Merck / pkglite

Compact Package Representations
https://merck.github.io/pkglite/
GNU General Public License v3.0
30 stars 4 forks source link

pattern_file_sanitize() - do we need the extra /? #40

Closed SHAESEN2 closed 1 year ago

SHAESEN2 commented 2 years ago

I was trying to remove some folders before packing but ran into issues. Then I realized you make the assumption that the files are already residing in a subfolder.

sanitize.file_collection <- function(x) {
  pkg_name <- fc$pkg_name
  df <- fc$df
  df <- df[!grepl(pkglite:::cat_patterns(pattern_file_sanitize()), df$"path_abs"), ]
  new_file_collection(pkg_name, df)
}

pattern_file_sanitize()
[1] "/\\.DS_Store$"     "/Thumbs\\.db$"     "/\\.git$"          "/\\.svn$"          "/\\.hg$"           "/\\.Rproj\\.user$" "/\\.Rhistory$"    
[8] "/\\.RData$"        "/\\.Ruserdata$"   

grepl("/\\.git", ".git/blah") # trying to remove the .git folder but this does not work
FALSE
grepl("/\\.git", "/.git/blah") # it failed above because . git was in the absolute folder
TRUE

It would be more intuitive (at least to me) to not make assumptions and change the pattern to below so the function finds all files:

[1] "\\.DS_Store$"     "Thumbs\\.db$"     "\\.git$"          "\\.svn$"          "\\.hg$"           "\\.Rproj\\.user$" "\\.Rhistory$"    
[8] "\\.RData$"        "\\.Ruserdata$"   
nanxstats commented 1 year ago

@SHAESEN2 Not sure if I can reproduce this... Could you please share a minimal reproducible example? Maybe there a better way to create the file collection in the first place.

Matching files with \\.RData$ and some others without the starting / in the sanitizer patterns will have some unintentional side effects.

nanxstats commented 1 year ago

Since there is no response on a minimal reproducible example, I'm closing this issue.
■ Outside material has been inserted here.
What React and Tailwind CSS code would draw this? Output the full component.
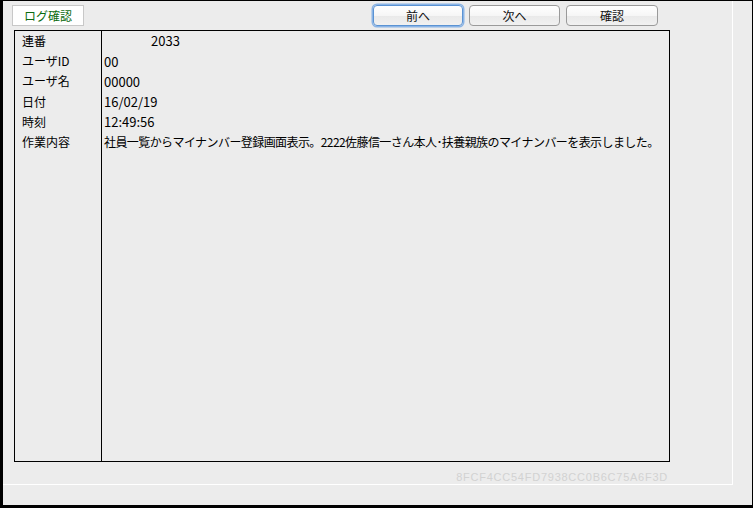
import React from "react";

const jp = { fontFamily: '"Noto Sans CJK JP", "Noto Sans", sans-serif' };

function MacButton({ children, focused }) {
  return (
    <div
      className={
        "flex h-[21px] items-center justify-center rounded-[4px] border text-[12px] leading-none text-[#111] " +
        (focused
          ? "border-[#5b93d3] shadow-[0_0_0_1.5px_#8ab4e6] bg-[linear-gradient(#ffffff,#f6f6f6_50%,#e9e9e9_51%,#f1f1f1)]"
          : "border-[#9a9a9a] bg-[linear-gradient(#ffffff,#f6f6f6_50%,#e9e9e9_51%,#f1f1f1)]")
      }
      style={jp}
    >
      {children}
    </div>
  );
}

const rows = [
  ["連番", "2033", true],
  ["ユーザID", "00"],
  ["ユーザ名", "00000"],
  ["日付", "16/02/19"],
  ["時刻", "12:49:56"],
  [
    "作業内容",
    "社員一覧からマイナンバー登録画面表示。2222佐藤信一さん本人･扶養親族のマイナンバーを表示しました。",
  ],
];

export default function App() {
  return (
    <div className="h-[508px] w-[753px] bg-black pt-[1px] pl-[3px] pr-[1px] pb-[3px]" style={jp}>
      <div className="flex h-full w-full flex-col bg-[#ececec]">
        <div className="flex h-[484px] w-[730px] flex-col border-r border-b border-white">
          <div className="mt-[4px] flex h-[21px] items-center">
            <div className="ml-[9px] flex h-[21px] w-[72px] items-center justify-center border border-[#c8c8c8] bg-white text-[12px] leading-none text-[#0b6b10]">
              ログ確認
            </div>
            <div className="ml-[289px] w-[90px]">
              <MacButton focused>前へ</MacButton>
            </div>
            <div className="ml-[6px] w-[91px]">
              <MacButton>次へ</MacButton>
            </div>
            <div className="ml-[6px] w-[92px]">
              <MacButton>確認</MacButton>
            </div>
          </div>
          <div className="ml-[11px] mt-[4px] flex h-[432px] w-[656px] border border-black">
            <div className="w-[87px] shrink-0 border-r border-black">
              {rows.map(([label]) => (
                <div key={label} className="flex h-[20.2px] items-center pl-[7px] text-[12px] text-black">
                  {label}
                </div>
              ))}
            </div>
            <div className="min-w-0 flex-1">
              {rows.map(([label, value, indent]) => (
                <div
                  key={label}
                  className={
                    "flex h-[20.2px] items-center whitespace-nowrap text-black " +
                    (indent ? "pl-[49px] text-[13px]" : "pl-[2px] text-[12px]")
                  }
                >
                  {label === "作業内容" ? (
                    <span className="tracking-[-0.58px]">{value}</span>
                  ) : (
                    <span className="text-[13px]">{value}</span>
                  )}
                </div>
              ))}
            </div>
          </div>
          <div className="ml-[11px] mt-[8px] flex h-[14px] w-[654px] justify-end">
            <span
              className="whitespace-nowrap text-[11px] leading-[14px] tracking-[0.75px] text-[#d2d2d2]"
              style={{ fontFamily: '"Liberation Sans", Arial, sans-serif' }}
            >
              8FCF4CC54FD7938CC0B6C75A6F3D
            </span>
          </div>
        </div>
      </div>
    </div>
  );
}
SHAESEN2 commented 1 year ago

The above is a minimal example.

grepl("/\.git", ".git/blah") # trying to remove the .git folder but this does not work FALSE grepl("/\.git", "/.git/blah") # it failed above because . git was in the absolute folder TRUE

Since we can't use the above function, we are forced to sanitize the collection ourselves with custom functions.